Fundamentally, tinning modifies the steel surface by depositing a uniform, adherent tin coating that acts as a barrier against environmental factors such as moisture, oxygen, and corrosive agents. This process also imparts specific surface properties, including improved wettability for soldering and enhanced aesthetic appeal. As a surface finishing method, tinning is distinguished by its ability to produce a thin, ductile, and corrosion-resistant layer, often combined with subsequent processing steps for specific industrial needs.
Within the broader context of steel surface treatments, tinning is classified as a metallic coating process, specifically under electroplating or hot-dip coating techniques. It is often contrasted with other metallic coatings such as galvanizing (zinc coating), chromating, or phosphating, each offering different protective and functional properties. Tinning can be performed via various methods, including electrochemical deposition, hot-dip immersion, or mechanical plating, depending on application requirements.
Physical Nature and Process Principles
Surface Modification Mechanism
During the tinning process, the steel substrate undergoes electrochemical or thermal reactions that result in the deposition of tin onto its surface. In electroplating, an electric current drives tin ions (Sn²⁺ or Sn⁴⁺) from a solution onto the steel surface, where they are reduced to metallic tin (Sn⁰). This reduction occurs at the cathode (steel workpiece), forming a thin, adherent layer.

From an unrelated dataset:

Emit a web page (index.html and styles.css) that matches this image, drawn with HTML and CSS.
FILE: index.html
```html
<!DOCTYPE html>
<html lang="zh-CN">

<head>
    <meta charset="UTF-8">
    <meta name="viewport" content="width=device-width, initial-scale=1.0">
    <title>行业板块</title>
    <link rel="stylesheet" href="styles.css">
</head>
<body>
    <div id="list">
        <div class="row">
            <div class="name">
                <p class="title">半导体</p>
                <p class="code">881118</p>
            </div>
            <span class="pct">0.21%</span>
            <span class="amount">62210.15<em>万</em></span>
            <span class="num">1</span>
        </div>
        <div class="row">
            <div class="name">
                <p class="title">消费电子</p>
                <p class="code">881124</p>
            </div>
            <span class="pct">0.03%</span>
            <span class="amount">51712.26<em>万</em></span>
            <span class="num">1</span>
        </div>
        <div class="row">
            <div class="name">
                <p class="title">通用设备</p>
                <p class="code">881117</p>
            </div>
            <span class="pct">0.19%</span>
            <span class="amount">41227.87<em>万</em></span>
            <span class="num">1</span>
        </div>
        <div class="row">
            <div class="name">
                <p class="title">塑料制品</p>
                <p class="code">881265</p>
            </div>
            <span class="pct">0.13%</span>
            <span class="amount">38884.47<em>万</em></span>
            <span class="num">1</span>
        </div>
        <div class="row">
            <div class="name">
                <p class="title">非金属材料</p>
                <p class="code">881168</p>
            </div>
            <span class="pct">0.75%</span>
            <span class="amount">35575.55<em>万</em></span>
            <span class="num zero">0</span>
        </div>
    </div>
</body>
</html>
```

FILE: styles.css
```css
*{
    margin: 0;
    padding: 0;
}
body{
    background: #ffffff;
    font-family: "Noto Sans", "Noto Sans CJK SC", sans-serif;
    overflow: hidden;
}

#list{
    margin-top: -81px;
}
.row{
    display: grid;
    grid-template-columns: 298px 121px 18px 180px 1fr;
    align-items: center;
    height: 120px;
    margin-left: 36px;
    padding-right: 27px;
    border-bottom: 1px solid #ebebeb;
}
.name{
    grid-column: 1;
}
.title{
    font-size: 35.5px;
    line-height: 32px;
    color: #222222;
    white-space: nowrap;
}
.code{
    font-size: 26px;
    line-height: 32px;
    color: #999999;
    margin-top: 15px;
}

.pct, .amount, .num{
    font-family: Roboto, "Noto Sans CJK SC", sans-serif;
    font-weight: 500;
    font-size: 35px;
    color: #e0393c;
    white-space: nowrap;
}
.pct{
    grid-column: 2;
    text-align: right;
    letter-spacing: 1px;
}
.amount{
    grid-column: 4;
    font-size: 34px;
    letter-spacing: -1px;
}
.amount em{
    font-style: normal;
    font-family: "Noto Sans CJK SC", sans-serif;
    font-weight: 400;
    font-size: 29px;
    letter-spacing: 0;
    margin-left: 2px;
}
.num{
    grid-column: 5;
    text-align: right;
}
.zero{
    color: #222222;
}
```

In hot-dip tinning, the steel is immersed in molten tin at temperatures typically between 232°C and 260°C. The high temperature causes tin to wet and spread over the steel surface, forming a metallurgical bond through diffusion and intermetallic compound formation. Mechanical tinning involves physical deposition methods, such as mechanical plating, where tin particles are bonded onto the steel surface via mechanical force.
At the micro or nano scale, the tin coating forms a continuous, uniform layer with a microstructure comprising tin grains or dendrites. The interface between the tin layer and the steel substrate is characterized by metallurgical bonding, often involving interdiffusion and the formation of intermetallic compounds such as FeSn₂ or FeSn₃, which enhance adhesion and durability.

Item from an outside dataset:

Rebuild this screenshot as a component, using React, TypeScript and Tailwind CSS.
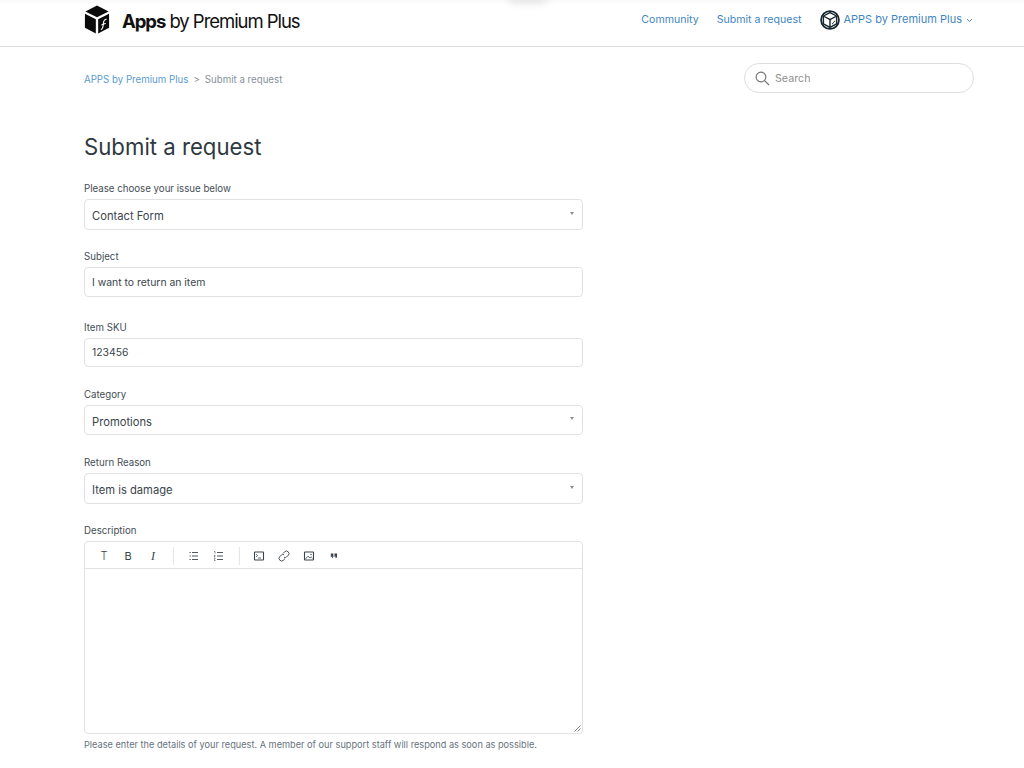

The coating modifies the surface by creating a barrier that impedes the ingress of corrosive agents. The microstructure and interfacial characteristics influence properties such as adhesion strength, corrosion resistance, and mechanical flexibility.
Coating Composition and Structure
The resulting tin coating is primarily composed of metallic tin (Sn), which may contain minor impurities or alloying elements depending on the process and feedstock. In electroplated tin, the layer is typically pure or alloyed with small amounts of other metals like lead or antimony to improve properties.
Microstructurally, the tin layer exhibits a fine-grained or dendritic morphology, with grain sizes ranging from nanometers to micrometers. The microstructure influences properties such as ductility, corrosion resistance, and solderability. The coating is generally uniform, with thicknesses varying from a few micrometers to tens of micrometers, depending on application demands.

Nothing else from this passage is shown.